Image for forgiving yourself: a hand rests on top of another. Colors are yellow and pink
English

 Whenever you make progress in dealing with your mental health, looking back at how bad you were is hard. Yet, forgiving yourself is essential to healing.  

A flurry of emotions arises when I look back and see how bad my condition was. As I learn more about my mental health and how to deal with the ups and downs, looking back can be overwhelming. 

Once I learned how to cope with anxiety and panic attacks, looking back was an act of self-criticism. I went through every emotion possible. I felt anger at being unable to cope with anxiety and empathy. Then, pity for that weakened person who was trying to survive. Such reactions, in themselves, need work, I know. 

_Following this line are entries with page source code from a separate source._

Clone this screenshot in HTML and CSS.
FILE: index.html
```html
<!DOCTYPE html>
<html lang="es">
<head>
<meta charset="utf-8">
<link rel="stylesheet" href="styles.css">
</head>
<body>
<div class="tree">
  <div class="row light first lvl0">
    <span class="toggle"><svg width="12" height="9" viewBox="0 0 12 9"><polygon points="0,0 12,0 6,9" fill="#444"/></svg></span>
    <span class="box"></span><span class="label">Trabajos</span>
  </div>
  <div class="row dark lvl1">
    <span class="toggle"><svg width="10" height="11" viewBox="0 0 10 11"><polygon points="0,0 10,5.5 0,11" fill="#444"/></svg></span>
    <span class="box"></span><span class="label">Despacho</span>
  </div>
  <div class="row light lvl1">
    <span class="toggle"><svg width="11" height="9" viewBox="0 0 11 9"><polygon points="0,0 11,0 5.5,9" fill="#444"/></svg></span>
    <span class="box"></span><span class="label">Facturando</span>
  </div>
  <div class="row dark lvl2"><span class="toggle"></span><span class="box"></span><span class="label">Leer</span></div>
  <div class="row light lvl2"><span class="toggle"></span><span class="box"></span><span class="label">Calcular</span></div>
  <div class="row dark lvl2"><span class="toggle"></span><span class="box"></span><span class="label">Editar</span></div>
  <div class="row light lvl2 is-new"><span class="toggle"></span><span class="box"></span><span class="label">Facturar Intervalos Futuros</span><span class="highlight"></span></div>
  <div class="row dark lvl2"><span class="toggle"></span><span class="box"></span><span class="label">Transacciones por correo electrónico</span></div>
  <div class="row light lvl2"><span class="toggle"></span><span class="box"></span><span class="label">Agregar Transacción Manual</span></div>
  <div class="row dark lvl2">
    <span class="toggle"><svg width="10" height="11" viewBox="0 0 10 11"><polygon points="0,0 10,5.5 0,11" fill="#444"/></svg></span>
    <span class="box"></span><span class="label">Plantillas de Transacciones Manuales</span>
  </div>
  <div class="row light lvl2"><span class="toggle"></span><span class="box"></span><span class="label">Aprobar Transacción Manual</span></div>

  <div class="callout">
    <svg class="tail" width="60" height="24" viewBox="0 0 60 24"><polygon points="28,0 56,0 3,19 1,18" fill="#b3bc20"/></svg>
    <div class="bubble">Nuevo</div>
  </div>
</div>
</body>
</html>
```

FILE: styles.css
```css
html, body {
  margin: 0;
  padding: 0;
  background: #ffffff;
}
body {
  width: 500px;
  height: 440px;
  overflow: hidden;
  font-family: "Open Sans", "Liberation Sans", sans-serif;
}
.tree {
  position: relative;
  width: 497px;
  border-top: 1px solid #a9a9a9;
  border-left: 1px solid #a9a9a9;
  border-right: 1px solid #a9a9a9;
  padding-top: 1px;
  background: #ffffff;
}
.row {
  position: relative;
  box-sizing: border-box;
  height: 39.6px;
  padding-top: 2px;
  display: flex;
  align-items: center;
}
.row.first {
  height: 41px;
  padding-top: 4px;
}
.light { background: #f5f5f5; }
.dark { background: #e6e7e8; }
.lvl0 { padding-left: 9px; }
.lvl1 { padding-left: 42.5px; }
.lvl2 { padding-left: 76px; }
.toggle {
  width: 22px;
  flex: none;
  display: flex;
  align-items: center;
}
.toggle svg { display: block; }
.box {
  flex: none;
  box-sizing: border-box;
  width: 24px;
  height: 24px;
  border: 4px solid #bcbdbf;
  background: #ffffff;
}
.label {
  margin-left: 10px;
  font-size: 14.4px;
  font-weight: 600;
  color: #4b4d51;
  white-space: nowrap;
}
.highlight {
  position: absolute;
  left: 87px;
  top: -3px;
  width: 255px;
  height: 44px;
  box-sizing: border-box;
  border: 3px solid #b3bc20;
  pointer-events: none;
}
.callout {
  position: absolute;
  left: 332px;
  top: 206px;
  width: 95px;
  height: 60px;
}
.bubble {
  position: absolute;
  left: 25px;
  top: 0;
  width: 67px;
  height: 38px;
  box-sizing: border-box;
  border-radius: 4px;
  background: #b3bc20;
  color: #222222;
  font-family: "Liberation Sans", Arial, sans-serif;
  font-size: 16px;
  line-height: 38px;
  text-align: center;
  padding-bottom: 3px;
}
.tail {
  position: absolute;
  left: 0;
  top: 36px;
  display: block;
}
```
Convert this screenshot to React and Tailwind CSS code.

Reacting this way embarrassed me, and I thought I was alone. Indeed, no one else was so critical of themselves when dealing with past struggles. It wasn’t until I talked to a friend in California that she brought up the subject by herself. She was enjoying her time off once again, and she felt terrible about “who” she had been in the past. I use quotes because, in the end, that’s how it feels. It’s someone else. It’s not a mirror but another person. 

I sometimes view dealing with anxiety as a video game. The first levels are superficial, and they might feel overwhelming at first. In no time, they’re soon easy to complete. It’s when we get to the causes that the going gets rough. The next step? That’s even harder. Forgiving yourself for anxiety can feel almost impossible. 

 

Forgiving yourself is hard

In general, our society rarely teaches us how to forgive. We don’t focus on the act of forgiveness because it drags along with it a complex set of changes that we need to go through. Most importantly, we need to change how we see ourselves. More often than not, we must admit something wrong has happened.

It might not be our fault, though sometimes it is. Forgiveness can also involve those we love, making it even harder. Then, there’s the most challenging of all: self-forgiveness. You can’t change your past, but you must face it, which takes effort. You have to accept that you were that person, with your struggles, weaknesses, and strengths. 

We punish ourselves instead of forgiving

I punished myself at the beginning of this article. It’s something I’ve done for most of my life. Why? I’m working on it. 

As I read more about this topic, I discovered that self-punishment can help us deal with problems in the short run, only to see them worsen in the future. 

In anxiety, self-punishment can be frequent. We often associate it with our culture, that says we shouldn’t be anxious. Moreover, if we are, then overcoming it is easy. 

So, when my crisis first began, it was easier to jump to a mode of self-criticism instead of working to solve it. 

Forgiving yourself needs self-acceptance

Making progress in dealing with anxiety is overwhelming at times. It’s also tiring. So, once you’ve gotten better, it’s time to dive deeper and uncover more memories that could trigger an attack. However, it also allows you to find new solutions.

After about a year of working on my panic attacks, I noticed I had more control over them, but an overwhelming feeling of self-criticism arose. It was no longer about the attacks themselves, but rather, why did I let them happen? 

That’s how I landed on forgiving yourself for anxiety, but not without having to overcome a massive challenge first. My therapist suggested that I give the microphone to those moments of criticism. I should let them take the stage and hoard the spotlight. After all, denying them made no sense. They had been a part of my life. 

Once I did that, I entered a cycle of self-awareness. I was mindful of those attacks and aware that they had already happened. I had overcome them so I could forgive myself. 

Self-forgiveness and accountability 

Granted, none of this was immediate. It still isn’t. Occasionally, I struggle with the idea of looking back at myself. I feel embarrassed that my boss told me to leave and work from home. My cheeks flushed when my voice breaking after my coworkers asked me if I was okay. 

The vital difference is that now, I can accept these moments. Moreover, now, I don’t lash out at myself. Instead, I forgive that person in the mirror for feeling that way. Back then, I didn’t have the tools. 

That’s how I fall back on the video game analogy. Back then, I hadn’t gone through the basic levels back then. Thus, I didn’t know how to handle these challenges. Now, I’m more prepared, with still more to come, and one of the vital keys is accepting who I was back then. The other is forgiving myself for being in that place.